• What needs to be done
With the images removed, repeat the data below exactly.

• Source excerpt
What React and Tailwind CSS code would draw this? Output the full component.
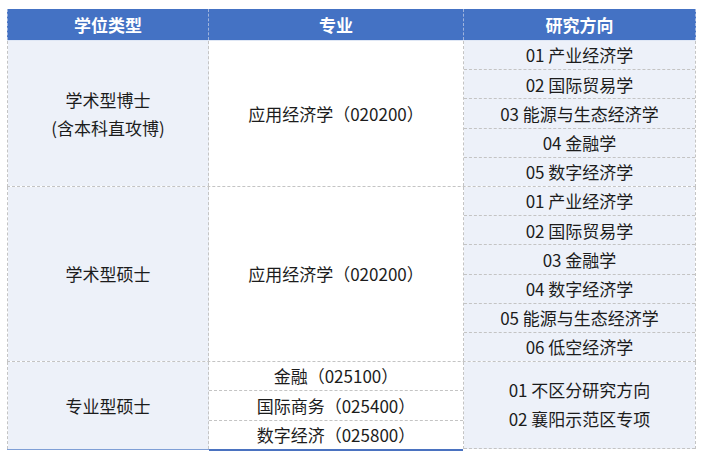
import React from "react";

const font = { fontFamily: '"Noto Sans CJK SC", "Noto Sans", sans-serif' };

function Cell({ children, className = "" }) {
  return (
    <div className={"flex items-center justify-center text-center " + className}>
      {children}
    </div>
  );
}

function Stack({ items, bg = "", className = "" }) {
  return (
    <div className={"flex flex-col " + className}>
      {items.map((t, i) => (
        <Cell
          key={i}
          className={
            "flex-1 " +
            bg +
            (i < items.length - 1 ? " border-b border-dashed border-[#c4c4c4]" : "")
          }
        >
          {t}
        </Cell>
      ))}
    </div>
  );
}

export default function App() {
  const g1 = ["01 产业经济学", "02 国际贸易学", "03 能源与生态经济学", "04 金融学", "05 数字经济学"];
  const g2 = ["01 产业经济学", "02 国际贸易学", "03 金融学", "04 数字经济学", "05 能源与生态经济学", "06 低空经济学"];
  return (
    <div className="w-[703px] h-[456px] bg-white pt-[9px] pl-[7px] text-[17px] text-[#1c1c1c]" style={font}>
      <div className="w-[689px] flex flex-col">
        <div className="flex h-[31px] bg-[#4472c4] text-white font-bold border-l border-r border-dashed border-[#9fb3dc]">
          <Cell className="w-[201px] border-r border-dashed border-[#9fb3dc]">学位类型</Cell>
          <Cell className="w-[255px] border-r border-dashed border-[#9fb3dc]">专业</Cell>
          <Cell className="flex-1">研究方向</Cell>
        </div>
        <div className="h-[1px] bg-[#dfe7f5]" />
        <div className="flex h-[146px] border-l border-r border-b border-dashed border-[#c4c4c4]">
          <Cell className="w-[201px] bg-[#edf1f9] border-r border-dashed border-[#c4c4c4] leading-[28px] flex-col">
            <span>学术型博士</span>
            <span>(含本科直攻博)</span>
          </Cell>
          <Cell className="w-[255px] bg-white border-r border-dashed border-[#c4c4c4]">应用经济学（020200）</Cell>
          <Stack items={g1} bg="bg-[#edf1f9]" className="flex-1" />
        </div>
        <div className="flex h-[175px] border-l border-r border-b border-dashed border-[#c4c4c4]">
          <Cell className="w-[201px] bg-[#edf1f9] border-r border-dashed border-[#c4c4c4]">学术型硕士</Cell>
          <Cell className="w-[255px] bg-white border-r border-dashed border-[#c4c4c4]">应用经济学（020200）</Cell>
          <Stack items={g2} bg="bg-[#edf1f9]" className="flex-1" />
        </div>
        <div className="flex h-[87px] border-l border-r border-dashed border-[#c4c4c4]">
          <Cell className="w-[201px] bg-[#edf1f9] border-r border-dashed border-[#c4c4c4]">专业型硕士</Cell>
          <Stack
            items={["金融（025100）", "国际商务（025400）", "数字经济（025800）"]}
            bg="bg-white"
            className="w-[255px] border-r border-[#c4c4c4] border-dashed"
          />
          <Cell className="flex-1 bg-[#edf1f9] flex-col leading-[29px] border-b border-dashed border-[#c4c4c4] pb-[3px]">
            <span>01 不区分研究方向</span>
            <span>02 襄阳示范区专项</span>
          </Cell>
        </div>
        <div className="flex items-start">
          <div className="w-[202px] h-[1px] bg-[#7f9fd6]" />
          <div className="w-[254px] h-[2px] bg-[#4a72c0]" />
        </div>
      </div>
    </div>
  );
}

• Task answer
What React and Tailwind CSS code would draw this? Output the full component.
import React from "react";

const font = { fontFamily: '"Noto Sans CJK SC", "Noto Sans", sans-serif' };

function Cell({ children, className = "" }) {
  return (
    <div className={"flex items-center justify-center text-center " + className}>
      {children}
    </div>
  );
}

function Stack({ items, bg = "", className = "" }) {
  return (
    <div className={"flex flex-col " + className}>
      {items.map((t, i) => (
        <Cell
          key={i}
          className={
            "flex-1 " +
            bg +
            (i < items.length - 1 ? " border-b border-dashed border-[#c4c4c4]" : "")
          }
        >
          {t}
        </Cell>
      ))}
    </div>
  );
}

export default function App() {
  const g1 = ["01 产业经济学", "02 国际贸易学", "03 能源与生态经济学", "04 金融学", "05 数字经济学"];
  const g2 = ["01 产业经济学", "02 国际贸易学", "03 金融学", "04 数字经济学", "05 能源与生态经济学", "06 低空经济学"];
  return (
    <div className="w-[703px] h-[456px] bg-white pt-[9px] pl-[7px] text-[17px] text-[#1c1c1c]" style={font}>
      <div className="w-[689px] flex flex-col">
        <div className="flex h-[31px] bg-[#4472c4] text-white font-bold border-l border-r border-dashed border-[#9fb3dc]">
          <Cell className="w-[201px] border-r border-dashed border-[#9fb3dc]">学位类型</Cell>
          <Cell className="w-[255px] border-r border-dashed border-[#9fb3dc]">专业</Cell>
          <Cell className="flex-1">研究方向</Cell>
        </div>
        <div className="h-[1px] bg-[#dfe7f5]" />
        <div className="flex h-[146px] border-l border-r border-b border-dashed border-[#c4c4c4]">
          <Cell className="w-[201px] bg-[#edf1f9] border-r border-dashed border-[#c4c4c4] leading-[28px] flex-col">
            <span>学术型博士</span>
            <span>(含本科直攻博)</span>
          </Cell>
          <Cell className="w-[255px] bg-white border-r border-dashed border-[#c4c4c4]">应用经济学（020200）</Cell>
          <Stack items={g1} bg="bg-[#edf1f9]" className="flex-1" />
        </div>
        <div className="flex h-[175px] border-l border-r border-b border-dashed border-[#c4c4c4]">
          <Cell className="w-[201px] bg-[#edf1f9] border-r border-dashed border-[#c4c4c4]">学术型硕士</Cell>
          <Cell className="w-[255px] bg-white border-r border-dashed border-[#c4c4c4]">应用经济学（020200）</Cell>
          <Stack items={g2} bg="bg-[#edf1f9]" className="flex-1" />
        </div>
        <div className="flex h-[87px] border-l border-r border-dashed border-[#c4c4c4]">
          <Cell className="w-[201px] bg-[#edf1f9] border-r border-dashed border-[#c4c4c4]">专业型硕士</Cell>
          <Stack
            items={["金融（025100）", "国际商务（025400）", "数字经济（025800）"]}
            bg="bg-white"
            className="w-[255px] border-r border-[#c4c4c4] border-dashed"
          />
          <Cell className="flex-1 bg-[#edf1f9] flex-col leading-[29px] border-b border-dashed border-[#c4c4c4] pb-[3px]">
            <span>01 不区分研究方向</span>
            <span>02 襄阳示范区专项</span>
          </Cell>
        </div>
        <div className="flex items-start">
          <div className="w-[202px] h-[1px] bg-[#7f9fd6]" />
          <div className="w-[254px] h-[2px] bg-[#4a72c0]" />
        </div>
      </div>
    </div>
  );
}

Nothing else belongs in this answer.